Kritiek op staatskerk
Het doel van Kierkegaards sociaalkritische publicaties is een vernieuwing van het christelijk geloof in een zogenaamd christelijke burgercultuur. Doelwit van zijn scherpste kritiek is de lutherse staatskerk van Denemarken. Kierkegaard, die zichzelf beschouwde als een religieuze dichter, wil zijn lezers uitdagen de institutionele kerkelijkheid af te werpen en het Evangelie persoonlijk te beleven. Een diep doorleefd godsdienstig geloof is het hoogste wat een mens kan bereiken.
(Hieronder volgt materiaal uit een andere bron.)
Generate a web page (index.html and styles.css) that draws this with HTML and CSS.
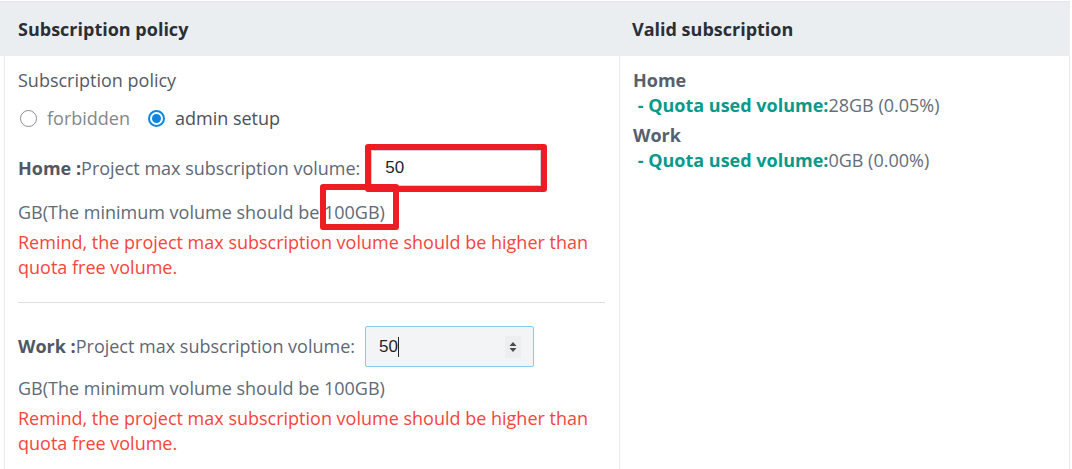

Een mens wordt volgens Kierkegaard niet waarachtig door zich te conformeren aan een christelijke moraal, maar door zich over te geven aan Christus.
Angst
Kierkegaard legt de nadruk op de individuele verantwoordelijkheid van de mens. In tegenstelling tot het lutherse dogma meent Kierkegaard dat de mens vrij is om voor zijn verlossing te kiezen. Het begrip angst speelt daarbij een belangrijke rol. Angst is een dubbele emotie: enerzijds de zware last om te kiezen voor de eeuwigheid en anderzijds de vreugde van de vrijheid om die keuze te kunnen maken. Angst gaat altijd gepaard met het niets: angst om te kiezen voor en te ondergaan van iets dat er nog niet is en angst om te verliezen wat er is.
Absurd
Het voornaamste dogma van het Evangelie is de menswording van de almachtige God. Volgens Kierkegaard staat deze waarheid haaks op de menselijke ratio. Er bestaan volgens hem twee mogelijke houdingen ten opzichte van de Incarnatie: afwijzing of geloof. Kiezen we voor geloof, dan kunnen we ons niet verschuilen achter onze rationaliteit. Geloven is volgens Kierkegaard de persoonlijke overgave aan het absurde. Kierkegaard blaast zo het adagium van de Africaanse kerkvader Tertullianus nieuw leven in: credo quia absurdum ('ik geloof omdat het ongerijmd is').
Eeuwige
Volgens Johannes Climacus, een van de pseudoniemen van Kierkegaard, is geloof een wonder, een gave van God waarbij een eeuwige waarheid de tijd binnendringt. Het eeuwige is niet iets dat in de menselijke ziel ontdekt kan worden door anamnesis, zoals Socrates meende. Het eeuwige is vreemd aan de mens, vandaar dat de omarming ervan zwaar is, maar tegelijk bevrijdend. De goddelijke gave is dus een opgave, aldus Climacus.